Having a sanctioning brand doesn't mean having a big Inquisitorial =][= stamped on your forehead plain for all to see and verify that you are in fact a conduit to the Warp. And last I checked, formal banquets didn't require their guests to strip down before entering. It could quite easily be on the palm of your hand, your chest or back, your buttocks, and so on. Besides, a skillful biomancer could probably sculpt that image off his flesh, and a powerful telepath could 'hide' it from the eyes of others through influencing their minds.

Military psykers often are given handlers, (the Primer orders 4 soldiers at any given time ready to shoot him), but by the time one reaches the upper echelons of the Savant Militant path, they're usually high advisors giving orders to generals and the like, or commanding small units of psykers themselves.

This is before we even reach the Inquisitorial service the PCs are in. I'm sure a Primaris psyker who accompanies an inquisitor is able to throw off the shackles of his bodyguards. It's quite possible that no-one beyond the Inquisitor and his cadre/cell (depending on what scale we're talking) know the individual is a psyker at all. It shouldn't be too hard for a psyker given free reign by his master to roam the streets like any other indidividual, provided they weren't already being hunted.

I doubt anyone would bother with branding, if they then went on to place it somewhere no one would ever see it. What would be the point? Of course, that's ultimately up to the GM.

In my games, my rule is that the sanctioning brand will always be placed somewhere obvious, difficult to disguise (usually the face) unless the player buy the Unremarkable talent in chargen. In which case he can opt to have the brand placed somewhere concealable.

Of course, this probably doesn't stop a biomancer from removing his brand, but that should be perceived as a grave sin, easily punishable by death if found out.

FYI: to become a Vindicare Assassin, you have to permanently remove a Fate Point (this is done AFTER the initial boost from becoming and Ascended PC).

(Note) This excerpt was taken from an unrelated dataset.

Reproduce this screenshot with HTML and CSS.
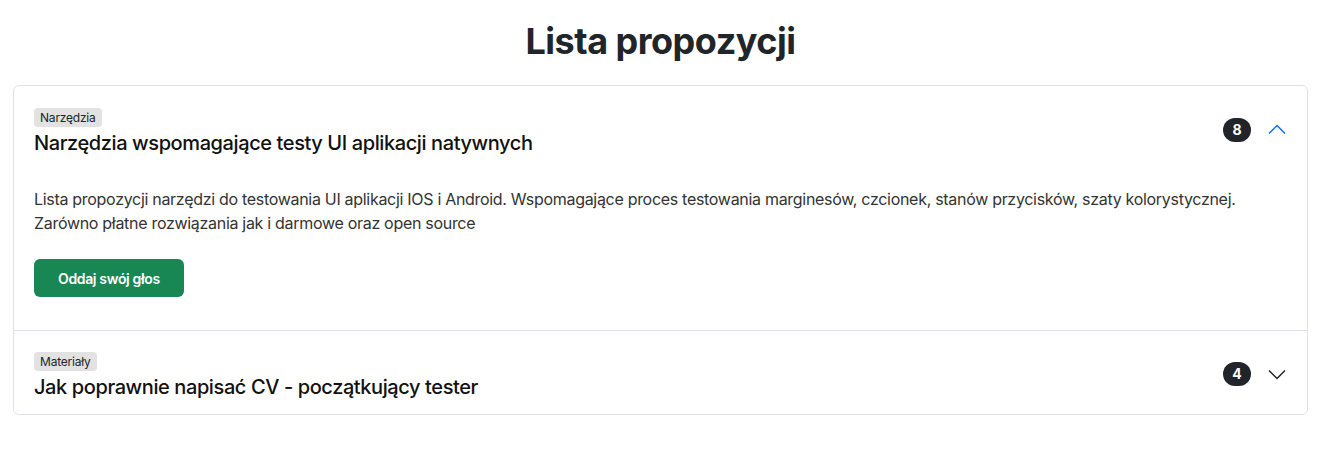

But yeah, next time that I run a campaign and someone chooses the Assassin or Psyker, I'm going to set it straight to ALL the players that these two classes are potentially far more powerful than the others. Thus, they also will have more complex roleplaying potential. I will be expecting MORE from a player who chooses these classes than from the others.

I'm not necessarily PENALYZING them: just setting it straight that there will be more expectations from those character types, especially in-game fluff wise.

The psyker in my group blew himself up last session. Not once. Not twice. But three times. He burned two fate points over the session to live, before finally giving up and accepting that he just wasn't ment to be.

That's complex roleplaying potential for ya. ;)

Slaunyeh said:

...before finally giving up and accepting that he just wasn't ment to be.

partido_risa.gif That is almost...poetic. So...beautifull. "Alas! Clearly the Fates have ruled against me! Let us now end this march of misery!"

Slaunyeh said:

The psyker in my group blew himself up last session. Not once. Not twice. But three times. He burned two fate points over the session to live, before finally giving up and accepting that he just wasn't ment to be.

That's complex roleplaying potential for ya. ;)

I had the same sort of thing happen. Even with Favoured by the Warp, the psyker's two rolls were 78 and 85... then turned himself into a daemonhost! I let him burn a Fate Point to "win a battle for his soul" (in lieu of the Scholastica Psykana Failsafes and dying), take Corruption Points for the taint it caused and left him in a coma for the rest of the adventure. The very next adventure he had two roll both over 80 and then ended up with Cataclysmic Blast, which did enough damage to make him burn another Fate Point to survive death again and destroyed all his clothing and gear... and here, I was trying to figure out how to get the Rosarius (from the House of Dust and Ash adventure) from him since he walks directly into gunfire and fries targets. "Overpowering" but Fate has a way of leveling the field. Too bad they already are in their first Ascended Rank and he doesn't get the freebie Fate Points (he is now down to 2 where everyone else has 4 or more.)

More power dice or Pushed powers means many more rolls on the Phenomena chart and even with Favoured by the Warp, the chance of rolling on the Perils of the Warp chart are roughly 1 in 8.

As a side note, this is the second player running a psyker. The first player was shot and killed by the guardsman in the very first adventure when he rolled Daemonic Mask on the Psychic Phenomena, gained a Fear Rating of 1 and was promptly shot at point blank range at full-auto. My guardsman player felt bad later when he actually was read the complete rule for Daemonic Mask and realized that it was just "as passing phase." (When it happened I only gave him a description of what he saw.)

For all their power, they are still the only class that can kill themselves outright with bad luck dice.

-Cynr

back to the original question...no you are not to old, im 17 and in highschool and i dont mind the fact that ascension is overpowered, it wont stop some people i know from being an adept and going psyker or mechanical in the end and being more usefull than either half of the time.